The Kybalion (full title: The Kybalion: A Study of the Hermetic Philosophy of Ancient Egypt and Greece) is a book originally published in 1908 by "Three Initiates" (often identified as the New Thought pioneer William Walker Atkinson, 1862–1932) that purports to convey the teachings of Hermes Trismegistus.

While it shares with ancient and medieval Hermetic texts a number of traits such as philosophical mentalism, the concept of 'as above, so below', and the idea that everything consists of gendered polar opposites, as a whole it is more indebted to the ideas of modern occultist authors, especially those of the New Thought movement to which Atkinson belonged. A modern Hermetic tract, it has been widely influential in New Age circles since the twentieth century.
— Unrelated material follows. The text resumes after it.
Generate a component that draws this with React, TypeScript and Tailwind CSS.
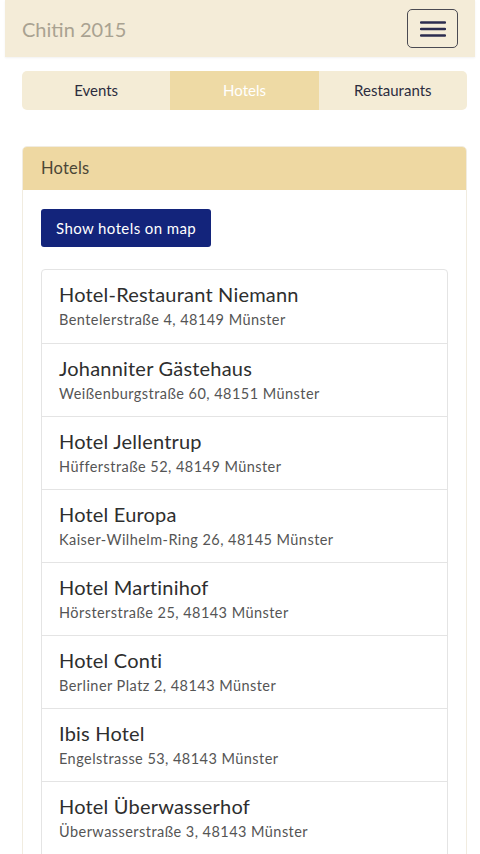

The title Kybalion looks like an ancient Greek word, but it has no known meaning in that language. It was likely made up in an attempt to convey a false sense of antiquity.

A central concept in the book is that there are "seven Hermetic principles, upon which the entire Hermetic philosophy is based". These are, as literally quoted from the book:

1. The principle of mentalism

"The All is Mind; the Universe is Mental."

2. The principle of correspondence

"As above, so below; as below, so above.” [...] This principle embodies the truth that there is always a correspondence between the laws and phenomena of the various planes of being and life.